Mas quando foi que surgiu essa variação de definições sobre a técnica? A resposta para essa pergunta ainda não está inteiramente disponível. Sabemos que a palavra técnica é originária do grego “Téchne”, que por sua vez tem sua raiz na palavra sânscrita “Tvaksh”, que significa fazer e aparelhar. Essa palavra foi frequentemente traduzida para o latim como “Ars”, que significa arte.

Tanto no mundo grego, quanto romano, “Téchne” e “Ars”, ou seja, técnica e arte, significavam fazer algo material ligado a transformação por intermédio da ação humana e também fazer algo belo, tornar visível algo, sempre relacionada a ideia de um modo eficaz para se atingir uma finalidade de maneira apropriada. Neste sentido, durante todo o período medieval se falava em Artes liberais (do intelecto) e Artes mecânicas (manuais).

Assim, uma pessoa habilidosa é aquela que domina as técnicas necessárias de determinada área. A técnica como atuação qualificada, um fazer qualificado. Portanto, o bolo e a gravata dependem de técnicas específicas. Saber uma, não implica saber a outra. Dessa forma, o mundo das técnicas seria plural e amplíssimo. Técnicas manuais, simbólicas, racionais, estéticas, produtivas entre outras tantas possibilidades.

Contudo, ao longo da história cada vez mais a técnica passou a ser identificada com os afazeres manuais: as Artes Mecânicas. O seu aspecto criativo e inventivo foi perdendo espaço e as características repetitivas e alienantes foram acentuadas. Essas mudanças históricas e sociais foram frutos de uma longa história que remonta a Grécia Antiga e perpassa toda a trajetória de formação da chamada Civilização Ocidental. De modo sintético, neste percurso a classes pobres ficaram cada vez mais circunscritas ao trabalho manual e as classes ricas ao trabalho intelectual.

Na época moderna, por exemplo, se falava em Belas Artes (pintura, escultura, arquitetura, música, dança, teatro) com dignas de prestígio e Artes Aplicadas (objetos decorativos, produção de itens de vestuário e alimentação) como aquelas cuja repetitividade e reprodutibilidade indicavam afazeres socialmente desvalorizados. Foi neste cenário que alguns autores começaram a criticar o trabalho técnico como opressor, alienante e desumanizante. A técnica pode se tornar desumanizante se os aspectos repetitivos e monótonos forem predominantes e acentuados. Um tecnicismo e uma tecnificação podem ser insalubres.

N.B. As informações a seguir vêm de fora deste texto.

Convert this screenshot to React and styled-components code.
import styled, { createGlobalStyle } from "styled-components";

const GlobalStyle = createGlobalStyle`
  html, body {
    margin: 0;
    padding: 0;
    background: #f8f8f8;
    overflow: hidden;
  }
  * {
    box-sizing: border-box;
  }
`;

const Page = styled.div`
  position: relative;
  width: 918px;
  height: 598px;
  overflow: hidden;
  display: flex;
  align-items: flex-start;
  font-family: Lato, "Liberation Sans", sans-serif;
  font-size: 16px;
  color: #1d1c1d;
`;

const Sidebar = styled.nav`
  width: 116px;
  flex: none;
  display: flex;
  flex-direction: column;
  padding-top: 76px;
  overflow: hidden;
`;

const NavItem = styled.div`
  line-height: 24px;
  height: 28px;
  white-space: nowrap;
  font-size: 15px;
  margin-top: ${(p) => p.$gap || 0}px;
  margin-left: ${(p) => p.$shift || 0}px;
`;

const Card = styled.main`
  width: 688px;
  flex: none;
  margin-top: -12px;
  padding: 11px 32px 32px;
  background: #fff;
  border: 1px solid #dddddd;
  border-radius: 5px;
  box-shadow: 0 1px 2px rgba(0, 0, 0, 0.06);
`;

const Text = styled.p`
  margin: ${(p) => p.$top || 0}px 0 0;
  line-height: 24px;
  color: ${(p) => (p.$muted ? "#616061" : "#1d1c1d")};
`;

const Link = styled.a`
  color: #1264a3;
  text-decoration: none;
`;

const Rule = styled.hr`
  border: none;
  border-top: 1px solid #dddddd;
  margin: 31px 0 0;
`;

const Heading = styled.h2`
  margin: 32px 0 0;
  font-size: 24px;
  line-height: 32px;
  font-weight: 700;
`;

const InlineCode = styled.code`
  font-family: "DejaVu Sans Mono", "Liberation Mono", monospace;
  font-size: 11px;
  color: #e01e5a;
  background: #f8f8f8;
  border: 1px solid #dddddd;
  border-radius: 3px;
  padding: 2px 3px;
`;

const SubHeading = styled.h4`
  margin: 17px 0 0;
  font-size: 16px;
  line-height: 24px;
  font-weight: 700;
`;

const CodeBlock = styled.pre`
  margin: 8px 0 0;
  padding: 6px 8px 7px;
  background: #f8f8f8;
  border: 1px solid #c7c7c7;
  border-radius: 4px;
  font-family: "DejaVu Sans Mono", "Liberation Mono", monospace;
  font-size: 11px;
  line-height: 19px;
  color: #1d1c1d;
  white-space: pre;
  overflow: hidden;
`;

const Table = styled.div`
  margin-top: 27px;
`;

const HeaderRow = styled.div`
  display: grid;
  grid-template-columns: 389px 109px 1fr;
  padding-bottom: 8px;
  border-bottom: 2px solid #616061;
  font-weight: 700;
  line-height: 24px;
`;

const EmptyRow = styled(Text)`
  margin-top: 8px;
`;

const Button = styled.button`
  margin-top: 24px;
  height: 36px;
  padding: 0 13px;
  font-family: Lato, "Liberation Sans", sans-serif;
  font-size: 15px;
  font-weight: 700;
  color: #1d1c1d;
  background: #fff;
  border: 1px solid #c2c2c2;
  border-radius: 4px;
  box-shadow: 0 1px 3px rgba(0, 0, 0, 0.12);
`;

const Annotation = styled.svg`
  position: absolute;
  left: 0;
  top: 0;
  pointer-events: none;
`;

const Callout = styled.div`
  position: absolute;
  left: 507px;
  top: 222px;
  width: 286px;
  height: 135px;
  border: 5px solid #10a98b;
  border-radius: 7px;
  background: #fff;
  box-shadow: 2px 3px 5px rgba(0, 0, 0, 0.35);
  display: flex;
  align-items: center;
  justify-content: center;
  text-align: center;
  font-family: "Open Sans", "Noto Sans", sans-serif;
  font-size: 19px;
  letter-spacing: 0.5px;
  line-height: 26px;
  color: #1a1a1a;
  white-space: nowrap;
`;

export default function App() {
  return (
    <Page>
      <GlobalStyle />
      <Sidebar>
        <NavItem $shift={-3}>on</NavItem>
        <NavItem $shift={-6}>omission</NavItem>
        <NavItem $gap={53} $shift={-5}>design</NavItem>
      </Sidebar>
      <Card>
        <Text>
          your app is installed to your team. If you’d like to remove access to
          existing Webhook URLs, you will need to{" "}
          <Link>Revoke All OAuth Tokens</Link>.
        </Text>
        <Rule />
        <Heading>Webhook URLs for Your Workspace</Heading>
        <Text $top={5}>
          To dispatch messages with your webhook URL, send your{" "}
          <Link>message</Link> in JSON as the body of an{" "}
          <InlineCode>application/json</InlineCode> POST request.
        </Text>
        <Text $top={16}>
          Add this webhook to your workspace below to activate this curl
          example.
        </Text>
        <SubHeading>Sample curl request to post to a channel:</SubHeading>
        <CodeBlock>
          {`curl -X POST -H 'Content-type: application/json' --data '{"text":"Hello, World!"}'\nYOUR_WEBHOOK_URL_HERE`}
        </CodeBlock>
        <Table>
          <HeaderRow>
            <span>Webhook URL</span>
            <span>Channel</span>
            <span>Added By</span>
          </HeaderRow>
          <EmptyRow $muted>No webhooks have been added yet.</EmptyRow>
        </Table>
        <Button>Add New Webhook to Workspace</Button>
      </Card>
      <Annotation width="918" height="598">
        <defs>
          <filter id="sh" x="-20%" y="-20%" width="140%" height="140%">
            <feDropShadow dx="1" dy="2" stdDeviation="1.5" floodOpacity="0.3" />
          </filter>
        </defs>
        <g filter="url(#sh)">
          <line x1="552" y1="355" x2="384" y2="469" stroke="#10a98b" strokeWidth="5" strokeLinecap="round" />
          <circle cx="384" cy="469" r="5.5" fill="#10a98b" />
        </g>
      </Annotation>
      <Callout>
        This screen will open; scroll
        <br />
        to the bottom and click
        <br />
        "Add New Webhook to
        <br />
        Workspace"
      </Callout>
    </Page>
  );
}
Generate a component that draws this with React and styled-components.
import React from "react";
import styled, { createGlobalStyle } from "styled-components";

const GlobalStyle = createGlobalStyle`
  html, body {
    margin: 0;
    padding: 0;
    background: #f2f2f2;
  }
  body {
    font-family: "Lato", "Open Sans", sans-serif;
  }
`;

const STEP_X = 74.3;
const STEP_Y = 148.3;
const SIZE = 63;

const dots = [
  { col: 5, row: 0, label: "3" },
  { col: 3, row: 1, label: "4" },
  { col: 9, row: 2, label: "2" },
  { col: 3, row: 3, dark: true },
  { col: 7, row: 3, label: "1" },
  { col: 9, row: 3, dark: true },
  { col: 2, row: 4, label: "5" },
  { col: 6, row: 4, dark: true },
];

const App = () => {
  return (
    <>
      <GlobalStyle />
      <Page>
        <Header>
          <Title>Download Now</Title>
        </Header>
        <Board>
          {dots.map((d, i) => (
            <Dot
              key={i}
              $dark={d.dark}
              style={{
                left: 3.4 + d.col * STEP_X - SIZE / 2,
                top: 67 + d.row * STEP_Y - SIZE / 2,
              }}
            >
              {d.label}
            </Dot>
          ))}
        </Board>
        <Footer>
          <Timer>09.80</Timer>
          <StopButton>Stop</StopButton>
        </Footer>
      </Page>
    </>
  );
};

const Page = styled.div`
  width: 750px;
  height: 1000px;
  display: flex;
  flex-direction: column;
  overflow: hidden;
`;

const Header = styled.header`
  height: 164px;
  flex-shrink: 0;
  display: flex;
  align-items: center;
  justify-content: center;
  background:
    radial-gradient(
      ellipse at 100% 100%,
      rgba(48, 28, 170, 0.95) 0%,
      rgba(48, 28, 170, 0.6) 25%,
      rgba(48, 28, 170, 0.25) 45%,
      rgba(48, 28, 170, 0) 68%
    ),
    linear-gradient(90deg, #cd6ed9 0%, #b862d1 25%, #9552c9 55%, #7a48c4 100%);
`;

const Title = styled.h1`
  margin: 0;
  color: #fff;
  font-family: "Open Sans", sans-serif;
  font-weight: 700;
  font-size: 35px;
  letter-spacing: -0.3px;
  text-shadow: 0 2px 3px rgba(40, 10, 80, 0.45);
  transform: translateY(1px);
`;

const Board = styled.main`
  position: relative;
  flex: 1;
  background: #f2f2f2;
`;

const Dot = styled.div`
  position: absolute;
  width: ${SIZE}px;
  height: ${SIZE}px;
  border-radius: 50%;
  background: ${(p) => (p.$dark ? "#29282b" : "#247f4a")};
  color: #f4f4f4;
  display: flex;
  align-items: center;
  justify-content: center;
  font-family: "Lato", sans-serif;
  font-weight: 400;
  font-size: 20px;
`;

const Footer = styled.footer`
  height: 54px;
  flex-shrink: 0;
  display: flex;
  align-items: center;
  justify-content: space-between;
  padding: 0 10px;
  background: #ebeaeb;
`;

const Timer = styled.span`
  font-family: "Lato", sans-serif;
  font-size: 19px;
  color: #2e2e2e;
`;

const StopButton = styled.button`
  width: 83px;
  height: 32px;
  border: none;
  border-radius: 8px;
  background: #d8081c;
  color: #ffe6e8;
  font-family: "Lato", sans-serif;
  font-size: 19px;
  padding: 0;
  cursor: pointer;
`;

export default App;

Foi a partir desta época, notadamente nos séculos XIX e XX, que surge uma corrente teórica anti-tecnicista. Muitos desses teóricos argumentam que a técnica após a Revolução Industrial se transformou em tecnologia. A invenção ou introdução de máquinas no setor produtivo diminuiu o valor do trabalho do indivíduo e acentuou a mecanicidade da produção.

Essa diferenciação entre técnica e tecnologia é assunto controverso entre os estudiosos. Alguns teóricos entendem que a tecnologia é um prolongamento, uma continuidade da técnica. Outros teóricos entendem que tecnologia é o estudo da técnica. Alguns argumentam que o termo tecnologia é adequado para se referir as mudanças produtivas ocorridas a partir da época moderna que alguns preferem chamar apenas de técnicas modernas.

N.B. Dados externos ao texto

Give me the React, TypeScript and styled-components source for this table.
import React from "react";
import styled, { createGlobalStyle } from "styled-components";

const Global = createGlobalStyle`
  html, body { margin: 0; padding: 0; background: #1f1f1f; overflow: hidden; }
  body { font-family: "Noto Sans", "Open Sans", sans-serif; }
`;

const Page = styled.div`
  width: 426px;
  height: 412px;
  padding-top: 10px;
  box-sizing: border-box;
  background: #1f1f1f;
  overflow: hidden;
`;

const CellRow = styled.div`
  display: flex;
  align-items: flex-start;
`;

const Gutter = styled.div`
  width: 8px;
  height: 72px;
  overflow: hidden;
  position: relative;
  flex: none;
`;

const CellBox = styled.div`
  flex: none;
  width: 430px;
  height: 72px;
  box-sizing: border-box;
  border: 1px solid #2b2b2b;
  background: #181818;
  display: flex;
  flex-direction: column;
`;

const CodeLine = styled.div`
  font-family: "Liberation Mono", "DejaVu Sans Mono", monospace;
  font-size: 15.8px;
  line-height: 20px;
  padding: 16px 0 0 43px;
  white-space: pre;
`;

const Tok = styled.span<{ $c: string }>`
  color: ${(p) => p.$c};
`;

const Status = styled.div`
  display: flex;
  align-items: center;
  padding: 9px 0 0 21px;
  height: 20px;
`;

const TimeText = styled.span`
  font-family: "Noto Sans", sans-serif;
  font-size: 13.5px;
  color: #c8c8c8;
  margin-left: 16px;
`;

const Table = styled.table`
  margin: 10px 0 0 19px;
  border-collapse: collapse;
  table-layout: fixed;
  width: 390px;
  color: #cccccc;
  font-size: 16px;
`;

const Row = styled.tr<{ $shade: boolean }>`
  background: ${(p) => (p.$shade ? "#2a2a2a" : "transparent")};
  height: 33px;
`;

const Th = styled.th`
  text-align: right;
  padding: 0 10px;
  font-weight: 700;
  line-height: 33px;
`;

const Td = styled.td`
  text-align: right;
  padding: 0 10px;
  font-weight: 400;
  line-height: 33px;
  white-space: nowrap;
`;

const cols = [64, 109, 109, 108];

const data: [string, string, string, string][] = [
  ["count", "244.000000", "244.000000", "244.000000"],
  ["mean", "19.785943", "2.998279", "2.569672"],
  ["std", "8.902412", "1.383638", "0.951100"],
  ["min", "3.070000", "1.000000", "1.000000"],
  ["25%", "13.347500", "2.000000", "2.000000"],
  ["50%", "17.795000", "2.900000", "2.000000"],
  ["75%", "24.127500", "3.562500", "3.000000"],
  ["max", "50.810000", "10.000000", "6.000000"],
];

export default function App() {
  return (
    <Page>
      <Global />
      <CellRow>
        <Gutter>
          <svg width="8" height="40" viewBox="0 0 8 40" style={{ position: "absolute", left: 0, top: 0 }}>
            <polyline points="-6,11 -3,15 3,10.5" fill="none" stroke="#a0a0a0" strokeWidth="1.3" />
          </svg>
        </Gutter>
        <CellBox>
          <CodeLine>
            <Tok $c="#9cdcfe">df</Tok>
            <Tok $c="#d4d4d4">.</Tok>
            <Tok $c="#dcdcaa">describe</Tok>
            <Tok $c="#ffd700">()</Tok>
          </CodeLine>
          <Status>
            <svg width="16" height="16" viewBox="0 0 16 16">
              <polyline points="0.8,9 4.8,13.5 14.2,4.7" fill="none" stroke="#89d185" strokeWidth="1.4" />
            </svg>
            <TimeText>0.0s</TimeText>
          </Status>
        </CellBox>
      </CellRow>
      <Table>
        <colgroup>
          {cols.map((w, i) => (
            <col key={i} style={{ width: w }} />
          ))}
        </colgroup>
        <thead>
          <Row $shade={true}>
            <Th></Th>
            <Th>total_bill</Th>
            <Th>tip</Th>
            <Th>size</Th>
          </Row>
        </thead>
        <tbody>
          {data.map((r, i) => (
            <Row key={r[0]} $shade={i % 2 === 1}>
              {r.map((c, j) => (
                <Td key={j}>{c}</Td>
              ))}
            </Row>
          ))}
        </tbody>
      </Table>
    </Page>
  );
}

Alguns entendem a tecnologia como os produtos que combinam ciência e técnica na época moderna, os ditos dispositivos. Estes diferenciam a técnica tradicional da tecnologia. No exemplo do bolo e do nó de gravata se eles forem produzidos com técnicas manuais, panificação artesanal e costurada manual estamos utilizando técnicas tradicionais. Se utilizarmos uma batedeira de bolo e uma máquina de costura empregamos tecnologias modernas. O que é melhor ou mais adequado? Eis outro debate difícil e polêmico. E o que seria então a ciência? De modo sintético, neste cenário, a ciência seria o conhecimento ou saber produzido pelos seres humanos para explicar o mundo.

Enfim, no século XX a grande controvérsia entre tecnófilos e tecnófobos se configurou como um debate importante que marcou época. Os primeiros entusiastas e os segundos pessimistas quanto a capacidade da técnica e da tecnologia resolverem os problemas humanos ou acentuá-los.

Desde o surgimento das primeiras técnicas na pré-história até a atualidade o debate sobres as técnicas e seus impactos prossegue vivo entre eufóricos e melancólicos, integrados e apocalípticos. E seja quais forem nossas opções teóricas e políticas, a técnica é um tema que interessa a todos pela sua importância. A técnica é uma das dimensões da vida humana ou ente salvador e redentor da humanidade? Libertação ou nova escravidão? Antropocentrismo ou tecnocentrismo? Qual dessas visões devem prevalecer? Mais humanidade ou mais tecnologia?

Existem momentos que terminar com perguntas é melhor do que com afirmações. Afinal determinadas certezas de certas épocas podem evidenciar nossa falência crítica perante grandes problemas.